Parker's witty style soon caught the attention of Frank Crowninshield, the editor of a sophisticated magazine called Vanity Fair that was owned by the same publisher as Vogue. He hired Parker, and her critical essays, satirical writing, and poetry began appearing in the magazine. She began to gain a reputation for her devastating wit, which both delighted and shocked readers.
In June 1917 Parker married businessman Edwin Pond Parker II, who soon enlisted in the army and was sent overseas to serve in World War I (a global conflict fought between 1914 and 1918, which the United States entered in 1917). Parker's career continued to develop.
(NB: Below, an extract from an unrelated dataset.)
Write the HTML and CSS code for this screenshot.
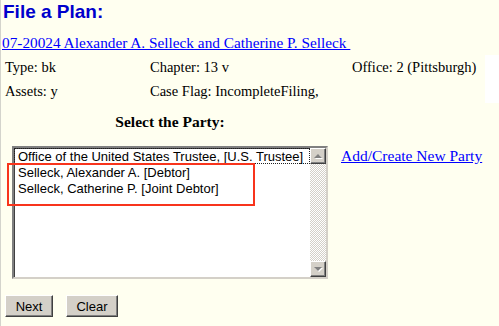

She became Vanity Fair's drama critic in 1918, and the next year she became friends with Robert Benchley (1889–1945) and Robert E. Sherwood (1896–1955), who had joined the magazine as staff writers.
The Algonquin Round Table
Parker, Benchley, and Sherwood began having weekly lunches together at the Algonquin Hotel. Soon they were joined by critic Alexander Woolcott (1887–1943), newspaper columnist Franklin P. Adams (1881–1960), and Harold Ross (1892–1951), who would found the New Yorker magazine in 1925. Other notable writers, such as humorists Ring Lardner (1885–1933) and James Thurber (1894–1961), would show up occasionally at what came to be called the Algonquin Round Table. Parker was usually the only woman present.
Adams publicized the group's gatherings, which became famous for their witty exchanges and lively conversation. Parker's role was particularly noteworthy for its radical departure from tradition. Whereas women were expected to be mild-mannered and gentle, she delighted in being tough and sarcastic, even to the point of nastiness. But Parker's sharp tongue got her into trouble in 1920. She was fired from her job at Vanity Fair for reportedly poking fun at the wife of one of the magazine's financial backers.
Ring Lardner: Satire and Sports
The popularity of witty writers like Dorothy Parker and James Thurber during the Roaring Twenties highlights the appreciation that the people of this period had for humor writing and satire. One of the best known writers in this category was Ring Lardner.
Ringgold "Ring" Lardner was born into a wealthy family in Niles, Michigan, in 1885. After he finished high school, his father insisted that he enter engineering school. He soon flunked out. In 1905 he got a job as a reporter for a South Bend, Indiana newspaper, the Times. Two years later Lardner moved to Chicago, Illinois, where he worked as a sports columnist for several of the city's newspapers, including the Tribune. As time went by he became known for the humorous, informal, engaging style that would characterize his fiction and that would be imitated by other sportswriters for generations to come.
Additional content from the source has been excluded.